More than offended, I mulled over the assertion she had just made. Did I have to currently be in love to understand how love worked? Did my lack of any romantic relationships exclude me from every talking about romantic relationships? Could I ever understand love? Despite this initial internal debate, I found myself agreeing with my friend. Soon after that moment, I fully believed that I would never understand love.

Working off the assumption that I can never understand love, I should be the last person writing about the topic. And yet, a few months ago I wrote the first article of the Cardinal Love column, discussing and dissecting the University’s hook-up culture. I realize that the topic of hook-up culture is far from the idea of love my friend talked about in the bathroom that day. I also realize that, although I wholeheartedly enjoy gossiping about any matters relating to love, lust, or like, I have barely any authority on the topic.

I am the type of person who has bad luck and poor skills when it comes to matters of love, which has been made extremely clear this Wescam season. (Did you think you’d be able to make it through an article without mention of Wescam?) I am the physical embodiment of the girl in Avril Lavigne’s “Sk8er Boi” who said, “See you later boi.” That’s not even a joke. Last year when a skateboarder confessed his feelings for me, I responded with the word, “Cool.” And never spoke to him again.

And now all of this is out there. I’ve been exposed as a less-than-legitimate source on love and left asking: Who is a legitimate source on love? Do any of us truly have the power to say we know it all and then continue to disperse information on the topics of love, lust, like, or relationships?

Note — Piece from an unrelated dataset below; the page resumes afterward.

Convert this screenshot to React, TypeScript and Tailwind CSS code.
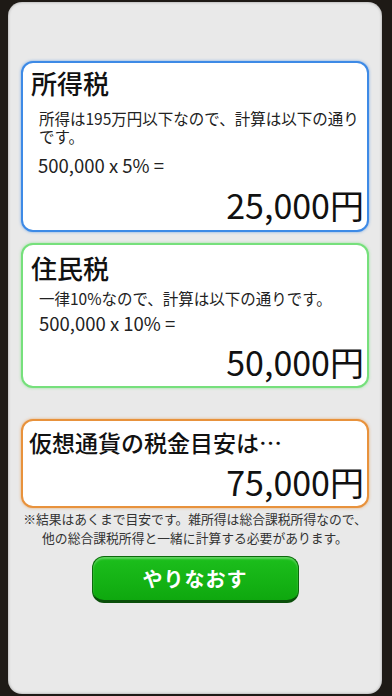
import React from 'react';

const font = "font-['Noto_Sans_CJK_JP','Noto_Sans_CJK_SC',sans-serif]";

export default function App() {
  return (
    <div className={`w-[392px] h-[696px] bg-[#1e1a16] pt-[2px] pl-[8px] pr-[10px] pb-[2px] ${font}`}>
      <div className="h-full rounded-[14px] bg-[#e9e9e9] shadow-[inset_0_0_3px_rgba(0,0,0,0.35)] px-[13px] pt-[59px] flex flex-col">
        {/* 所得税 */}
        <div className="h-[171px] rounded-[12px] border-2 border-[#3d8ae6] bg-white shadow-[0_0_3px_rgba(61,138,230,0.7)] pt-[5px] pl-[8px] pr-[3px]">
          <h2 className="text-[26px] leading-[30px] font-medium text-[#111]">所得税</h2>
          <p className="mt-[11px] ml-[8px] text-[15.5px] leading-[18px] text-[#222]">
            所得は195万円以下なので、計算は以下の通りです。
          </p>
          <p className="mt-[10px] ml-[7px] text-[18.5px] leading-[20px] text-[#222]">500,000 x 5% =</p>
          <p className="mt-[10px] text-right text-[34px] leading-[40px] text-[#111]">25,000円</p>
        </div>

        {/* 住民税 */}
        <div className="mt-[11px] h-[145px] rounded-[12px] border-2 border-[#76e07c] bg-white shadow-[0_0_3px_rgba(118,224,124,0.7)] pt-[8px] pl-[8px] pr-[3px]">
          <h2 className="text-[26px] leading-[30px] font-medium text-[#111]">住民税</h2>
          <p className="mt-[6px] ml-[8px] text-[15.5px] leading-[18px] text-[#222]">一律10%なので、計算は以下の通りです。</p>
          <p className="mt-[6px] ml-[8px] text-[18.5px] leading-[20px] text-[#222]">500,000 x 10% =</p>
          <p className="mt-[9px] text-right text-[34px] leading-[40px] text-[#111]">50,000円</p>
        </div>

        {/* 合計 */}
        <div className="mt-[31px] h-[89px] rounded-[12px] border-2 border-[#e8923c] bg-white shadow-[0_0_3px_rgba(232,146,60,0.7)] pt-[7px] pl-[6px] pr-[3px]">
          <h2 className="text-[23px] leading-[28px] font-medium text-[#111]">仮想通貨の税金目安は…</h2>
          <p className="mt-[6px] text-right text-[34px] leading-[40px] text-[#111]">75,000円</p>
        </div>

        <p className="mt-[1px] -mx-[8px] whitespace-nowrap text-center text-[12.8px] leading-[19px] text-[#333]">
          ※結果はあくまで目安です。雑所得は総合課税所得なので、
          <br />
          他の総合課税所得と一緒に計算する必要があります。
        </p>

        <div className="mt-[9px] flex justify-center">
          <button className="w-[207px] h-[47px] rounded-[12px] border border-[#0b6a0b] border-b-[3px] border-b-[#0a4f0a] bg-gradient-to-b from-[#1cbf1c] to-[#0ea80e] text-white text-[20px] font-bold tracking-[1px] shadow-[inset_0_2px_2px_rgba(255,255,255,0.3)]">
            やりなおす
          </button>
        </div>
      </div>
    </div>
  );
}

I honestly don’t think anyone does. I’m going push back on the comments made to me in that high school bathroom years ago and say no one really gets love and that’s the point. My parents have been married for over 20 years, but when they met in college my mom was certain my dad was not “The One.” It’s a perfect example of how love works in mysterious and strange ways. The only legitimacy or authority we have over it is in attempting to parse it out. No one can say they know everything about love; instead, we can only admit that we’re all just trying to figure it out.